Instructions for the task: Faithfully return all lines, omitting every embedded picture.
[Start]
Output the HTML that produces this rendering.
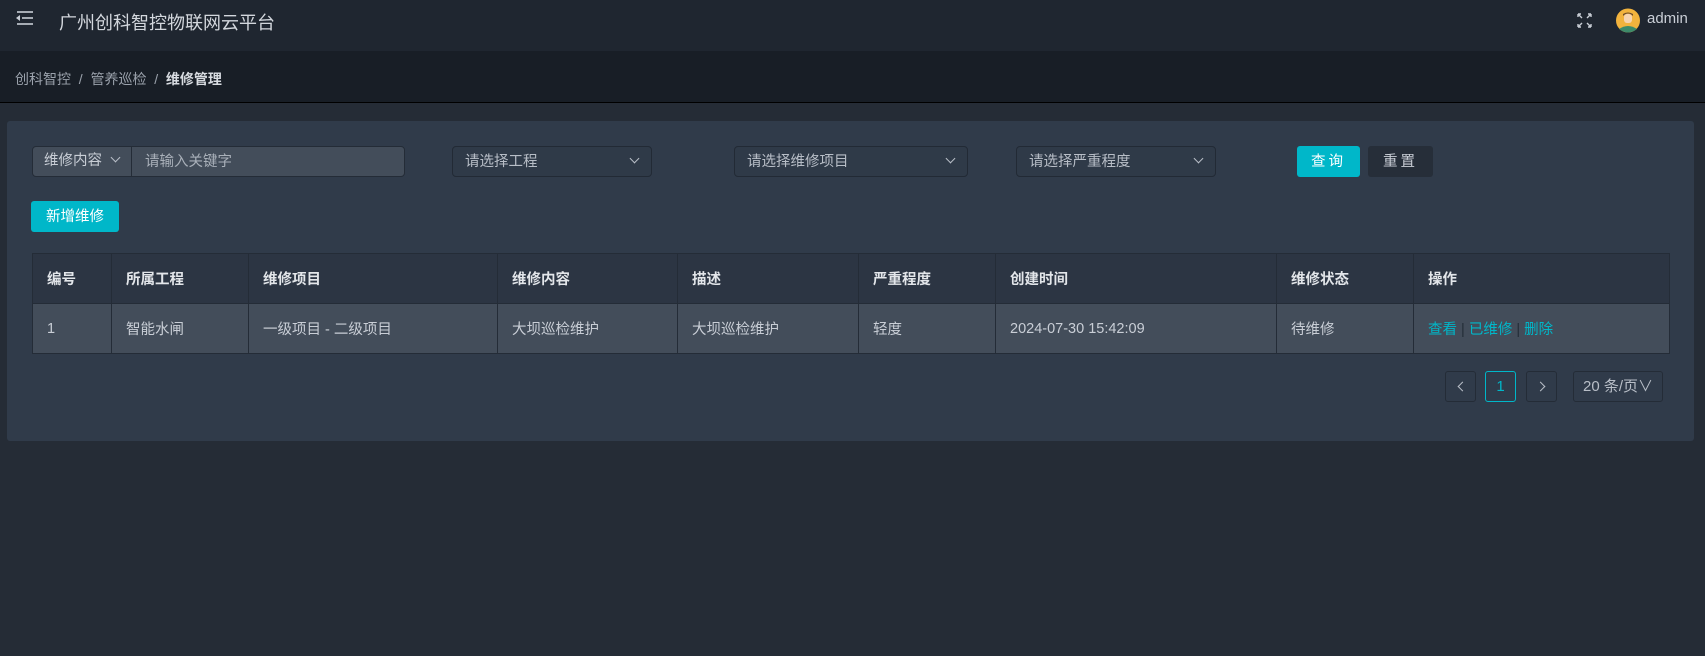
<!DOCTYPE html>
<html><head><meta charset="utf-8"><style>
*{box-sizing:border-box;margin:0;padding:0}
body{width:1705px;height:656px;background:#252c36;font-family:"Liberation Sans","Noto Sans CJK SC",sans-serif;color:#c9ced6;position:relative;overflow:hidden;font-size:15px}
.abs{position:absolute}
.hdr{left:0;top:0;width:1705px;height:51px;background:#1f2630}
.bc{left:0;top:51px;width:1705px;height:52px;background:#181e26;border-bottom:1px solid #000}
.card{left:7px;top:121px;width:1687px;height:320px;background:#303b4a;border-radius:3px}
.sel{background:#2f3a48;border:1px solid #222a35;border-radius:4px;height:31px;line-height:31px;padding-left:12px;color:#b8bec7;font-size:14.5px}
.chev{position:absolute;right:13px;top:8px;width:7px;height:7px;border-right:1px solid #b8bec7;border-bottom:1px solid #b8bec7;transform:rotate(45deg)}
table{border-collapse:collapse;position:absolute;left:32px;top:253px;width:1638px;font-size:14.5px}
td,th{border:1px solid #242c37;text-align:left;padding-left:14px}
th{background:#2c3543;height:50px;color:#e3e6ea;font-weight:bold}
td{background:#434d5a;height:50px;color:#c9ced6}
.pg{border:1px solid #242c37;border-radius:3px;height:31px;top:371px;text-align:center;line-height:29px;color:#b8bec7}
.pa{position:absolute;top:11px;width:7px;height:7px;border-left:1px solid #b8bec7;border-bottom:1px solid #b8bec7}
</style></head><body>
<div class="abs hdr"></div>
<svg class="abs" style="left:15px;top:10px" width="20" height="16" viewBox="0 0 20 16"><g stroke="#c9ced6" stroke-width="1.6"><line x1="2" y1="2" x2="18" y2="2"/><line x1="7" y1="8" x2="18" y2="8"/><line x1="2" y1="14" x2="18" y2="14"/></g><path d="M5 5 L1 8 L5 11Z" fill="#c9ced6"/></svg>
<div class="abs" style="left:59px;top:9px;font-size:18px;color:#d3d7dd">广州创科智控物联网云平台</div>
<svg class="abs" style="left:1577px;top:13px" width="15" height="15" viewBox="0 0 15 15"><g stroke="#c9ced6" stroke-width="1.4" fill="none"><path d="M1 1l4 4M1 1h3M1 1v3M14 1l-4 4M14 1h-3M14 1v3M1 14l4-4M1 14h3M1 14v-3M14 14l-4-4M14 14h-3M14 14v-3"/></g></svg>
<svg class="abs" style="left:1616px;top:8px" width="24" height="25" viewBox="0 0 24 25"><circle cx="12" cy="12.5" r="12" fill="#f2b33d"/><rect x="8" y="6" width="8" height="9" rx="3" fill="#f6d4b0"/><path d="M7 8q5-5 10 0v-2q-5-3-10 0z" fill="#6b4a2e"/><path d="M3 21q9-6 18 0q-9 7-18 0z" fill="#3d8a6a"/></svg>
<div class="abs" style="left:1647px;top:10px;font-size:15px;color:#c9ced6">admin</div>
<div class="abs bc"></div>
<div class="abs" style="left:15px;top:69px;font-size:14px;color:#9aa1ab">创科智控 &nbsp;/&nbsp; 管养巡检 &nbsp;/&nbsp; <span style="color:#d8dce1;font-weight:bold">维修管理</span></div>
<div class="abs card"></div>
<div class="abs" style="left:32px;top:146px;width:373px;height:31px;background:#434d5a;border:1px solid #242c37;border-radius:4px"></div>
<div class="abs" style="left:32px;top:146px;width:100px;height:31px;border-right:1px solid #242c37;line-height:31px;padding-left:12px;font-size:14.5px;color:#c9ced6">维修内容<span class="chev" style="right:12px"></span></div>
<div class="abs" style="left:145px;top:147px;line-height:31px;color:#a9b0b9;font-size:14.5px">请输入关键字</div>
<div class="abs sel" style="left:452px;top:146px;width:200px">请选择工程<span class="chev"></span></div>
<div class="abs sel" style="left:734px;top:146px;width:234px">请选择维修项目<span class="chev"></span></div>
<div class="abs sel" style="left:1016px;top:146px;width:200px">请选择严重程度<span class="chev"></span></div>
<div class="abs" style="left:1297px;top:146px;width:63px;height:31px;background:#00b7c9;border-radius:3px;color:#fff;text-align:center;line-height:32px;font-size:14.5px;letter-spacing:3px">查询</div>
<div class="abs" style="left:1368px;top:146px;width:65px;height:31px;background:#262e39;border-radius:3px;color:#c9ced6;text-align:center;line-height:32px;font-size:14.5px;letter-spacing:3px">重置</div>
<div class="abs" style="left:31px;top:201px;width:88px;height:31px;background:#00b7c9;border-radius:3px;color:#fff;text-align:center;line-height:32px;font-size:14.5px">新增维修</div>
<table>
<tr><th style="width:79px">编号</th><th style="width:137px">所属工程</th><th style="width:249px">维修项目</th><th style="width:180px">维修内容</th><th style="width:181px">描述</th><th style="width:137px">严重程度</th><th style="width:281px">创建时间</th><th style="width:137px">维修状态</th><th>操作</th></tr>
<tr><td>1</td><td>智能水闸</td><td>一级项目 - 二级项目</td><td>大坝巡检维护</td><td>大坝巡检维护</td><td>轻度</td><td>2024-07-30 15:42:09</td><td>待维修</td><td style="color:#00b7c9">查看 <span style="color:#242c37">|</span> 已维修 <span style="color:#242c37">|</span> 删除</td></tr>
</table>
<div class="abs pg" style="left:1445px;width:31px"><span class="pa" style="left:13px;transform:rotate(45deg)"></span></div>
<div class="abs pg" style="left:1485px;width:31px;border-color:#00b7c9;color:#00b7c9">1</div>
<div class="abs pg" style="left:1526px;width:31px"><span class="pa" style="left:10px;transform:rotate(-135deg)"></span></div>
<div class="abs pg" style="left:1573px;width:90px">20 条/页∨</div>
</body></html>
[End]
Result:
Output the HTML that produces this rendering.
<!DOCTYPE html>
<html><head><meta charset="utf-8"><style>
*{box-sizing:border-box;margin:0;padding:0}
body{width:1705px;height:656px;background:#252c36;font-family:"Liberation Sans","Noto Sans CJK SC",sans-serif;color:#c9ced6;position:relative;overflow:hidden;font-size:15px}
.abs{position:absolute}
.hdr{left:0;top:0;width:1705px;height:51px;background:#1f2630}
.bc{left:0;top:51px;width:1705px;height:52px;background:#181e26;border-bottom:1px solid #000}
.card{left:7px;top:121px;width:1687px;height:320px;background:#303b4a;border-radius:3px}
.sel{background:#2f3a48;border:1px solid #222a35;border-radius:4px;height:31px;line-height:31px;padding-left:12px;color:#b8bec7;font-size:14.5px}
.chev{position:absolute;right:13px;top:8px;width:7px;height:7px;border-right:1px solid #b8bec7;border-bottom:1px solid #b8bec7;transform:rotate(45deg)}
table{border-collapse:collapse;position:absolute;left:32px;top:253px;width:1638px;font-size:14.5px}
td,th{border:1px solid #242c37;text-align:left;padding-left:14px}
th{background:#2c3543;height:50px;color:#e3e6ea;font-weight:bold}
td{background:#434d5a;height:50px;color:#c9ced6}
.pg{border:1px solid #242c37;border-radius:3px;height:31px;top:371px;text-align:center;line-height:29px;color:#b8bec7}
.pa{position:absolute;top:11px;width:7px;height:7px;border-left:1px solid #b8bec7;border-bottom:1px solid #b8bec7}
</style></head><body>
<div class="abs hdr"></div>
<svg class="abs" style="left:15px;top:10px" width="20" height="16" viewBox="0 0 20 16"><g stroke="#c9ced6" stroke-width="1.6"><line x1="2" y1="2" x2="18" y2="2"/><line x1="7" y1="8" x2="18" y2="8"/><line x1="2" y1="14" x2="18" y2="14"/></g><path d="M5 5 L1 8 L5 11Z" fill="#c9ced6"/></svg>
<div class="abs" style="left:59px;top:9px;font-size:18px;color:#d3d7dd">广州创科智控物联网云平台</div>
<svg class="abs" style="left:1577px;top:13px" width="15" height="15" viewBox="0 0 15 15"><g stroke="#c9ced6" stroke-width="1.4" fill="none"><path d="M1 1l4 4M1 1h3M1 1v3M14 1l-4 4M14 1h-3M14 1v3M1 14l4-4M1 14h3M1 14v-3M14 14l-4-4M14 14h-3M14 14v-3"/></g></svg>
<svg class="abs" style="left:1616px;top:8px" width="24" height="25" viewBox="0 0 24 25"><circle cx="12" cy="12.5" r="12" fill="#f2b33d"/><rect x="8" y="6" width="8" height="9" rx="3" fill="#f6d4b0"/><path d="M7 8q5-5 10 0v-2q-5-3-10 0z" fill="#6b4a2e"/><path d="M3 21q9-6 18 0q-9 7-18 0z" fill="#3d8a6a"/></svg>
<div class="abs" style="left:1647px;top:10px;font-size:15px;color:#c9ced6">admin</div>
<div class="abs bc"></div>
<div class="abs" style="left:15px;top:69px;font-size:14px;color:#9aa1ab">创科智控 &nbsp;/&nbsp; 管养巡检 &nbsp;/&nbsp; <span style="color:#d8dce1;font-weight:bold">维修管理</span></div>
<div class="abs card"></div>
<div class="abs" style="left:32px;top:146px;width:373px;height:31px;background:#434d5a;border:1px solid #242c37;border-radius:4px"></div>
<div class="abs" style="left:32px;top:146px;width:100px;height:31px;border-right:1px solid #242c37;line-height:31px;padding-left:12px;font-size:14.5px;color:#c9ced6">维修内容<span class="chev" style="right:12px"></span></div>
<div class="abs" style="left:145px;top:147px;line-height:31px;color:#a9b0b9;font-size:14.5px">请输入关键字</div>
<div class="abs sel" style="left:452px;top:146px;width:200px">请选择工程<span class="chev"></span></div>
<div class="abs sel" style="left:734px;top:146px;width:234px">请选择维修项目<span class="chev"></span></div>
<div class="abs sel" style="left:1016px;top:146px;width:200px">请选择严重程度<span class="chev"></span></div>
<div class="abs" style="left:1297px;top:146px;width:63px;height:31px;background:#00b7c9;border-radius:3px;color:#fff;text-align:center;line-height:32px;font-size:14.5px;letter-spacing:3px">查询</div>
<div class="abs" style="left:1368px;top:146px;width:65px;height:31px;background:#262e39;border-radius:3px;color:#c9ced6;text-align:center;line-height:32px;font-size:14.5px;letter-spacing:3px">重置</div>
<div class="abs" style="left:31px;top:201px;width:88px;height:31px;background:#00b7c9;border-radius:3px;color:#fff;text-align:center;line-height:32px;font-size:14.5px">新增维修</div>
<table>
<tr><th style="width:79px">编号</th><th style="width:137px">所属工程</th><th style="width:249px">维修项目</th><th style="width:180px">维修内容</th><th style="width:181px">描述</th><th style="width:137px">严重程度</th><th style="width:281px">创建时间</th><th style="width:137px">维修状态</th><th>操作</th></tr>
<tr><td>1</td><td>智能水闸</td><td>一级项目 - 二级项目</td><td>大坝巡检维护</td><td>大坝巡检维护</td><td>轻度</td><td>2024-07-30 15:42:09</td><td>待维修</td><td style="color:#00b7c9">查看 <span style="color:#242c37">|</span> 已维修 <span style="color:#242c37">|</span> 删除</td></tr>
</table>
<div class="abs pg" style="left:1445px;width:31px"><span class="pa" style="left:13px;transform:rotate(45deg)"></span></div>
<div class="abs pg" style="left:1485px;width:31px;border-color:#00b7c9;color:#00b7c9">1</div>
<div class="abs pg" style="left:1526px;width:31px"><span class="pa" style="left:10px;transform:rotate(-135deg)"></span></div>
<div class="abs pg" style="left:1573px;width:90px">20 条/页∨</div>
</body></html>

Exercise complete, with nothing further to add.